WHAT TO PRODUCE
Keep only the lines of the data below that contain "React", and copy them.
** START OF RECORD SET **
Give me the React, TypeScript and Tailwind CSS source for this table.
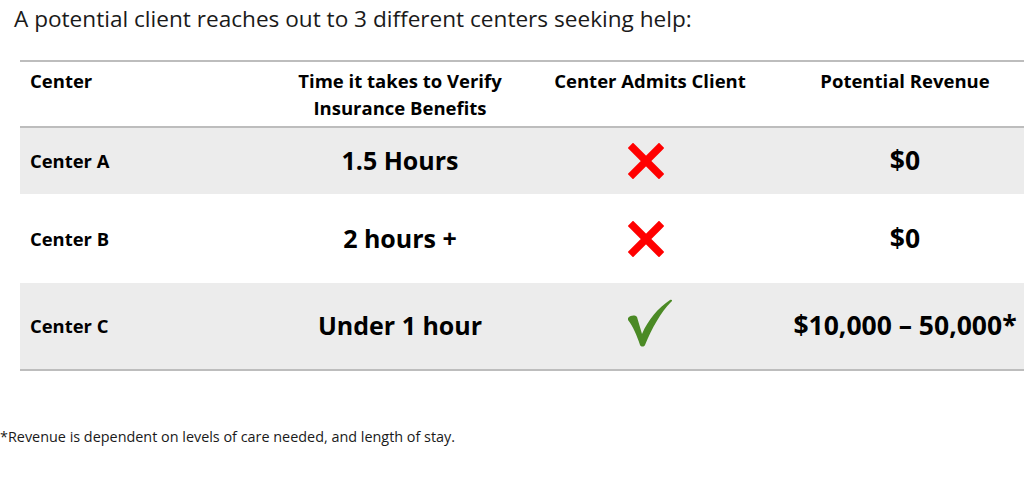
** END OF RECORD SET **
** START OF RECORD SET **
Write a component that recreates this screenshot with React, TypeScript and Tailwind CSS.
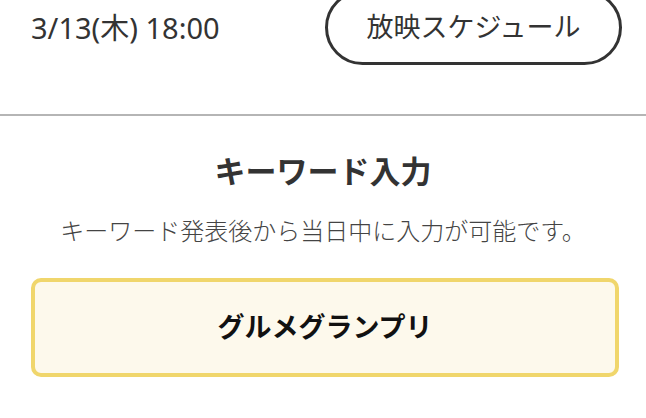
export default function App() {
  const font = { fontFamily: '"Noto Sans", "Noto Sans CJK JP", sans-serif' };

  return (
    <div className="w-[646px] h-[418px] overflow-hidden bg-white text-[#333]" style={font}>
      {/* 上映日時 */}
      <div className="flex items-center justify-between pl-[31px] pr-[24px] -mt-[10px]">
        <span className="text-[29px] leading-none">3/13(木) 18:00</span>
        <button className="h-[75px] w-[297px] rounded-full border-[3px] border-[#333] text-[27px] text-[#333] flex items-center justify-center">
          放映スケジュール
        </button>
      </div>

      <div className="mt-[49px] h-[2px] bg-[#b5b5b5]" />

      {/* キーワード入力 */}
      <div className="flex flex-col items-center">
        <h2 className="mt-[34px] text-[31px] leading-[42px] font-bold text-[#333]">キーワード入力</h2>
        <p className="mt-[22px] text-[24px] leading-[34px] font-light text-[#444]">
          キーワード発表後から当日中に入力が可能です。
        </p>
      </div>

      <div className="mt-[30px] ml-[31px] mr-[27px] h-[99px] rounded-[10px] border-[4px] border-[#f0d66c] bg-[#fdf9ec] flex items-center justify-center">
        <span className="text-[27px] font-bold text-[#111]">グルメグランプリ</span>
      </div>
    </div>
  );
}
** END OF RECORD SET **
COMPLETE RESPONSE
Give me the React, TypeScript and Tailwind CSS source for this table.
Write a component that recreates this screenshot with React, TypeScript and Tailwind CSS.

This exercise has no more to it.